That's someone's unscientific idea of what is a good range for bounce rates. Nothing more.
"How is that acceptable?"
Some people need a target. It's an acceptable target to people who feel that is what works best.
There is no such thing as a "normal bounce rate".
Aggregated bounce rates really have no significance at all. If you have a Website with 100 pages of content, and each page of content appears in 10 queries (on average), then you have a minimum of 1,000 bounce rates.
But the number of bounce rates for 100 pages could range into the thousands of queries.
Bounce rate – if you're going to measure it – should only be measured discretely for details like "page + query" or "page + query + region" or "page + query + season".
Anyone who doesn't talk about bounce rate in those kinds of context isn't someone whose opinion on bounce rate relates to anything the search engines are doing. ADDED ON EDIT: Really, bounce rate is about what PEOPLE are doing – not search engines.

Marisa ✍️ » Michael Martinez
Thanks! People are leaving the website
Michael Martinez 👑 » Marisa
People ALWAYS leave Websites. You can't keep them there.

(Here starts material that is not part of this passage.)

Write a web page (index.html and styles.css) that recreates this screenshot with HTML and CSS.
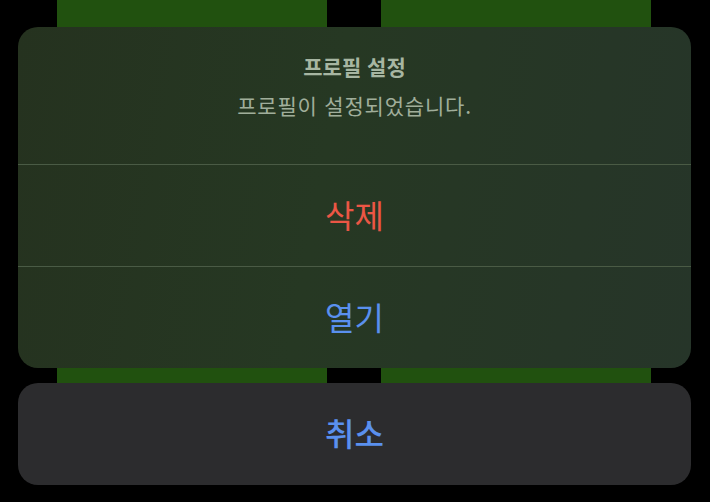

If there is a specific type of conversion you're looking for (like a newsletter signup or a product sale), focus on improving the number of conversions.
Ignore bounce rates. They're a distraction.
Marisa ✍️ » Michael Martinez
Obviously but at a 70% rate seems high
Michael Martinez 👑 » Marisa
"High" as compared to what?
Just because a bajillion SEO bloggers are rambling on about bounce rate doesn't mean they know what they are talking about.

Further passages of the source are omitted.